Spotting the Invisible Risks to Food and Health in Nairobi’s Slums
By Shadrack Mbaka, Alice Sverdlik (UC-Berkeley) and Sohel Ahmed, DPU-UCL
Data can create a strong foundation for understanding hidden problems and generating innovative solutions. Muungano wa Wanavijiji (Federation of Slum-Dwellers), with the support of its secretariat Muungano Support Trust (MuST), continues to revolutionize data on informal settlements by using tools such as city-wide profiles, enumerations, and GPS mapping as a call for additional and better information that is more open, disaggregated, produced more frequently, and user-friendly so that communities can create solutions tailored to their needs.
Despite the urgent need and overwhelming demand to address urban environmental crises, actors working in these areas are plagued by a dearth of information. Muungano and MuST have found that informal settlements are often excluded from Kenya’s national and county-based surveys, on the assumption they would skew data and uncover problematic trends. For instance, high levels of food insecurity, inadequate food safety practices, and unstable livelihoods are chronic development challenges in informal settlements. Additionally, low-income urban areas are at heightened risk of both rapid and slow-onset crises, including climate change and rising food prices.

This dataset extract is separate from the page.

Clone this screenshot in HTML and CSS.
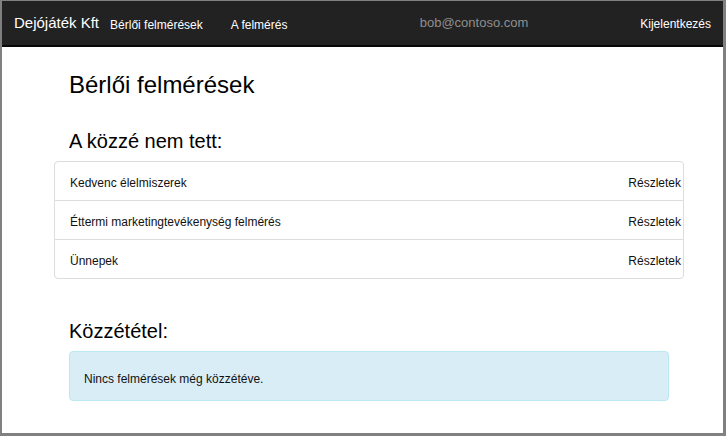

Recently, MuST and Muungano have partnered with researchers on a food and livestock study that will reveal emerging threats to food safety and health in Nairobi’s slums, as well as how to address these challenges. Other partners are based at the African Population and Health Research Centre (APHRC) and the International Livestock Research Institute (ILRI) in Nairobi, in addition to the International Institute for Environment and Development (IIED) and Development Planning Unit (DPU) at University College London. Research will be based in Korogocho, Viwandani, and Dagorretti, where extensive mapping will be conducted as well as several focus groups with food vendors and livestock-keepers to identify their key concerns. By bringing together a range of stakeholders, the project can provide new insights into hidden risks to food and health while uncovering new solutions benefiting residents of Nairobi’s informal settlements.
The study’s objective is to reveal the mechanisms leading to the introduction and spread of pathogens into urban populations through food and livestock. It will focus upon food and livestock as sources of these pathogens, since emerging diseases are likely to be zoonotic in origin.Due to close interactions with residents of low-income areas, food and livestock pathogens are highly likely to cross the species barrier and to pose risks to slum-dwellers. The study also aims to understand how food and livestock value chains are affected by environmental, infrastructure, and socio-economic factors in slums. For instance, the lack of water, sanitation, waste collection, or other infrastructure may increase the risk of food contamination and create several economic burdens for food vendors and livestock-keepers in Nairobi’s informal settlements. Furthermore, the team will research emerging pathogens that may exist in diverse hosts, in the environment, on food, waste, etc. (See www.zoonotic-diseases.org/home/research/urbanzoonoses for more info on urban zoonotic diseases or urban Zoonoses)
Additionally, the teams will strengthen existing data, offer new skills to residents, and utilise a range of research methods throughout the study. The partnership will utilize and expand upon past data-sets, particularly administrative data; Geo-reference existing survey and administrative data; map key indicators and services; analyse and visualise existing data more creatively; create inter-operable existing data sources, perhaps linking survey and administrative data; and enhance usability, accessibility, and affordability of existing data sources. The Urban Zoonoses study will go beyond just administering questionnaires to incorporate several innovative research methods. These include base-mapping, paper mapping, and mobile phone applications that gather data on food sources, daily patterns, and environmental hazards. In particular, there is an important component of balloon-mapping of environmental ‘hot spots. ‘Balloon-mapping offers a low-cost but effective way of gathering data on environmental hazards and can be linked with the study’s other data sources.
Furthermore, this collaboration will offer technical support to communities, impart skills in mapping and data-collection, and draw upon residents’ local knowledge of food practices. The training will not only enable communities to participate meaningfully in the study, but will also help address the challenge of improving statistics in Nairobi’s informal settlements. Conducting focus group discussions (FGDs) with food vendors, livestock-keepers, and consumers in slums will again provide much-needed data into existing practices, challenges, and possible responses to environmental hazards and zoonotic threats.
The study is currently being piloted Viwandani villages of Jamaica and Milimani; upon testing the tools, the project will be rolled-out in Viwandani as well as in Korogocho and Dagoretti. These actions will go a long way to support a data revolution, starting from where it counts – the bottom up.